▶ _Exercise task_:
Copy the lines below as they are; omit the images they contain.

▶ _Data extract_:
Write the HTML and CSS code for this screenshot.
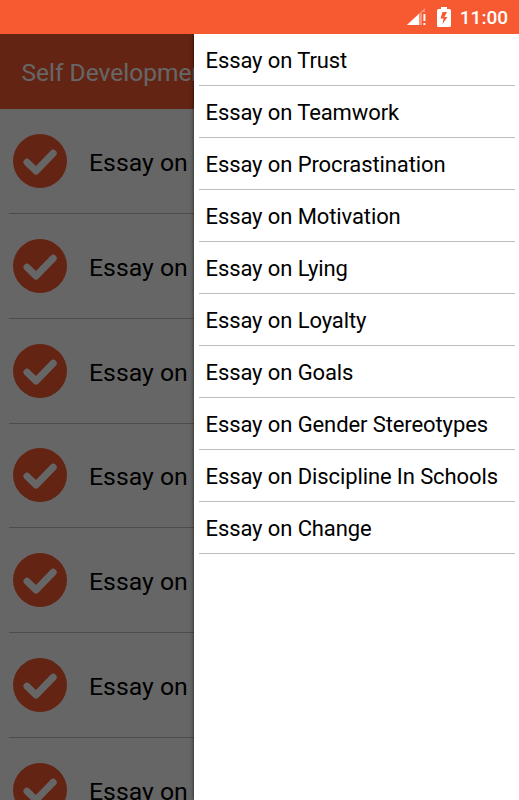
FILE: index.html
```
<!DOCTYPE html>
<html lang="en">
  <head>
    <meta charset="utf-8">
    <meta name="viewport" content="width=device-width, initial-scale=1">
    <title>Self Development Essays</title>
    <link rel="stylesheet" href="styles.css">
  </head>
  <body>
    <svg class="defs" width="0" height="0">
      <symbol id="check" viewBox="0 0 54 54">
        <circle cx="27" cy="27" r="27" fill="#f75a31"/>
        <path d="M14 28.2l9 8.8L40.2 19.2" fill="none" stroke="#fff" stroke-width="7" stroke-linecap="round" stroke-linejoin="round"/>
      </symbol>
    </svg>
    <header class="status-bar">
      <svg class="signal" width="20" height="18" viewBox="0 0 20 18">
        <path d="M0 17L18 0v4h-3v13z" fill="#fff" opacity=".35"/>
        <path d="M0 17L12 5.7V17z" fill="#fff"/>
        <path d="M16.4 6h2v7h-2zM16.4 15h2v2h-2z" fill="#fff"/>
      </svg>
      <svg class="battery" width="14" height="20" viewBox="0 0 14 20">
        <path d="M4 0h6v2h2.5Q14 2 14 3.5v15q0 1.5-1.5 1.5h-11Q0 20 0 18.5v-15Q0 2 1.5 2H4z" fill="#fff"/>
        <path d="M5.500 5L3.500 11.500h3L5.500 17 10.500 10H7.400L10 5z" fill="#f75a31"/>
      </svg>
      <span class="clock">11:00</span>
    </header>
    <div class="screen">
      <main class="page">
        <h1 class="title">Self Development</h1>
        <ul class="essays">
          <li><svg class="icon"><use href="#check"/></svg><span>Essay on Trust</span></li>
          <li><svg class="icon"><use href="#check"/></svg><span>Essay on Teamwork</span></li>
          <li><svg class="icon"><use href="#check"/></svg><span>Essay on Procrastination</span></li>
          <li><svg class="icon"><use href="#check"/></svg><span>Essay on Motivation</span></li>
          <li><svg class="icon"><use href="#check"/></svg><span>Essay on Lying</span></li>
          <li><svg class="icon"><use href="#check"/></svg><span>Essay on Loyalty</span></li>
          <li><svg class="icon"><use href="#check"/></svg><span>Essay on Goals</span></li>
        </ul>
      </main>
      <div class="scrim"></div>
      <nav class="menu">
        <ul>
          <li>Essay on Trust</li>
          <li>Essay on Teamwork</li>
          <li>Essay on Procrastination</li>
          <li>Essay on Motivation</li>
          <li>Essay on Lying</li>
          <li>Essay on Loyalty</li>
          <li>Essay on Goals</li>
          <li>Essay on Gender Stereotypes</li>
          <li>Essay on Discipline In Schools</li>
          <li>Essay on Change</li>
        </ul>
      </nav>
    </div>
  </body>
</html>
```

FILE: styles.css
```
:root {
  --orange: #f75a31;
  --line: #bdbdbd;
}
* {
  box-sizing: border-box;
}
body {
  display: flex;
  flex-direction: column;
  height: 100vh;
  margin: 0;
  overflow: hidden;
  font-family: Roboto, "Liberation Sans", sans-serif;
  color: #000;
  background-color: #fff;
}
ul {
  margin: 0;
  padding: 0;
  list-style: none;
}
.defs {
  position: absolute;
}
.status-bar {
  display: flex;
  flex: none;
  align-items: center;
  justify-content: flex-end;
  height: 34px;
  padding-right: 11px;
  color: #fff;
  background-color: var(--orange);
}
.battery {
  margin-left: 10px;
}
.clock {
  margin-left: 9px;
  font-size: 19px;
  font-weight: 500;
}
.screen {
  position: relative;
  flex: 1;
  overflow: hidden;
}
.title {
  height: 75px;
  margin: 0;
  padding: 1px 0 0 21.5px;
  font-size: 24.5px;
  font-weight: 400;
  line-height: 75px;
  color: #fff;
  background-color: var(--orange);
}
.essays {
  padding: 0 9px;
}
.essays li {
  display: flex;
  align-items: center;
  height: 104.85px;
  padding-left: 4px;
  font-size: 24.8px;
  white-space: nowrap;
  border-bottom: 1px solid var(--line);
}
.essays span {
  padding-top: 3px;
}
.icon {
  flex: none;
  width: 54px;
  height: 54px;
  margin-right: 22px;
}
.scrim {
  position: absolute;
  inset: 0;
  background-color: rgba(0, 0, 0, .6);
}
.menu {
  position: absolute;
  top: 0;
  right: 0;
  bottom: 0;
  width: 325px;
  padding: 0 4px 0 5px;
  background-color: #fff;
  box-shadow: 0 0 4px rgba(0, 0, 0, .7);
}
.menu li {
  height: 52.05px;
  padding: 1px 0 0 6.5px;
  font-size: 22px;
  line-height: 52px;
  letter-spacing: -.1px;
  white-space: nowrap;
  border-bottom: 1px solid var(--line);
}
```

▶ _Exercise response_:
Write the HTML and CSS code for this screenshot.
FILE: index.html
```
<!DOCTYPE html>
<html lang="en">
  <head>
    <meta charset="utf-8">
    <meta name="viewport" content="width=device-width, initial-scale=1">
    <title>Self Development Essays</title>
    <link rel="stylesheet" href="styles.css">
  </head>
  <body>
    <svg class="defs" width="0" height="0">
      <symbol id="check" viewBox="0 0 54 54">
        <circle cx="27" cy="27" r="27" fill="#f75a31"/>
        <path d="M14 28.2l9 8.8L40.2 19.2" fill="none" stroke="#fff" stroke-width="7" stroke-linecap="round" stroke-linejoin="round"/>
      </symbol>
    </svg>
    <header class="status-bar">
      <svg class="signal" width="20" height="18" viewBox="0 0 20 18">
        <path d="M0 17L18 0v4h-3v13z" fill="#fff" opacity=".35"/>
        <path d="M0 17L12 5.7V17z" fill="#fff"/>
        <path d="M16.4 6h2v7h-2zM16.4 15h2v2h-2z" fill="#fff"/>
      </svg>
      <svg class="battery" width="14" height="20" viewBox="0 0 14 20">
        <path d="M4 0h6v2h2.5Q14 2 14 3.5v15q0 1.5-1.5 1.5h-11Q0 20 0 18.5v-15Q0 2 1.5 2H4z" fill="#fff"/>
        <path d="M5.500 5L3.500 11.500h3L5.500 17 10.500 10H7.400L10 5z" fill="#f75a31"/>
      </svg>
      <span class="clock">11:00</span>
    </header>
    <div class="screen">
      <main class="page">
        <h1 class="title">Self Development</h1>
        <ul class="essays">
          <li><svg class="icon"><use href="#check"/></svg><span>Essay on Trust</span></li>
          <li><svg class="icon"><use href="#check"/></svg><span>Essay on Teamwork</span></li>
          <li><svg class="icon"><use href="#check"/></svg><span>Essay on Procrastination</span></li>
          <li><svg class="icon"><use href="#check"/></svg><span>Essay on Motivation</span></li>
          <li><svg class="icon"><use href="#check"/></svg><span>Essay on Lying</span></li>
          <li><svg class="icon"><use href="#check"/></svg><span>Essay on Loyalty</span></li>
          <li><svg class="icon"><use href="#check"/></svg><span>Essay on Goals</span></li>
        </ul>
      </main>
      <div class="scrim"></div>
      <nav class="menu">
        <ul>
          <li>Essay on Trust</li>
          <li>Essay on Teamwork</li>
          <li>Essay on Procrastination</li>
          <li>Essay on Motivation</li>
          <li>Essay on Lying</li>
          <li>Essay on Loyalty</li>
          <li>Essay on Goals</li>
          <li>Essay on Gender Stereotypes</li>
          <li>Essay on Discipline In Schools</li>
          <li>Essay on Change</li>
        </ul>
      </nav>
    </div>
  </body>
</html>
```

FILE: styles.css
```
:root {
  --orange: #f75a31;
  --line: #bdbdbd;
}
* {
  box-sizing: border-box;
}
body {
  display: flex;
  flex-direction: column;
  height: 100vh;
  margin: 0;
  overflow: hidden;
  font-family: Roboto, "Liberation Sans", sans-serif;
  color: #000;
  background-color: #fff;
}
ul {
  margin: 0;
  padding: 0;
  list-style: none;
}
.defs {
  position: absolute;
}
.status-bar {
  display: flex;
  flex: none;
  align-items: center;
  justify-content: flex-end;
  height: 34px;
  padding-right: 11px;
  color: #fff;
  background-color: var(--orange);
}
.battery {
  margin-left: 10px;
}
.clock {
  margin-left: 9px;
  font-size: 19px;
  font-weight: 500;
}
.screen {
  position: relative;
  flex: 1;
  overflow: hidden;
}
.title {
  height: 75px;
  margin: 0;
  padding: 1px 0 0 21.5px;
  font-size: 24.5px;
  font-weight: 400;
  line-height: 75px;
  color: #fff;
  background-color: var(--orange);
}
.essays {
  padding: 0 9px;
}
.essays li {
  display: flex;
  align-items: center;
  height: 104.85px;
  padding-left: 4px;
  font-size: 24.8px;
  white-space: nowrap;
  border-bottom: 1px solid var(--line);
}
.essays span {
  padding-top: 3px;
}
.icon {
  flex: none;
  width: 54px;
  height: 54px;
  margin-right: 22px;
}
.scrim {
  position: absolute;
  inset: 0;
  background-color: rgba(0, 0, 0, .6);
}
.menu {
  position: absolute;
  top: 0;
  right: 0;
  bottom: 0;
  width: 325px;
  padding: 0 4px 0 5px;
  background-color: #fff;
  box-shadow: 0 0 4px rgba(0, 0, 0, .7);
}
.menu li {
  height: 52.05px;
  padding: 1px 0 0 6.5px;
  font-size: 22px;
  line-height: 52px;
  letter-spacing: -.1px;
  white-space: nowrap;
  border-bottom: 1px solid var(--line);
}
```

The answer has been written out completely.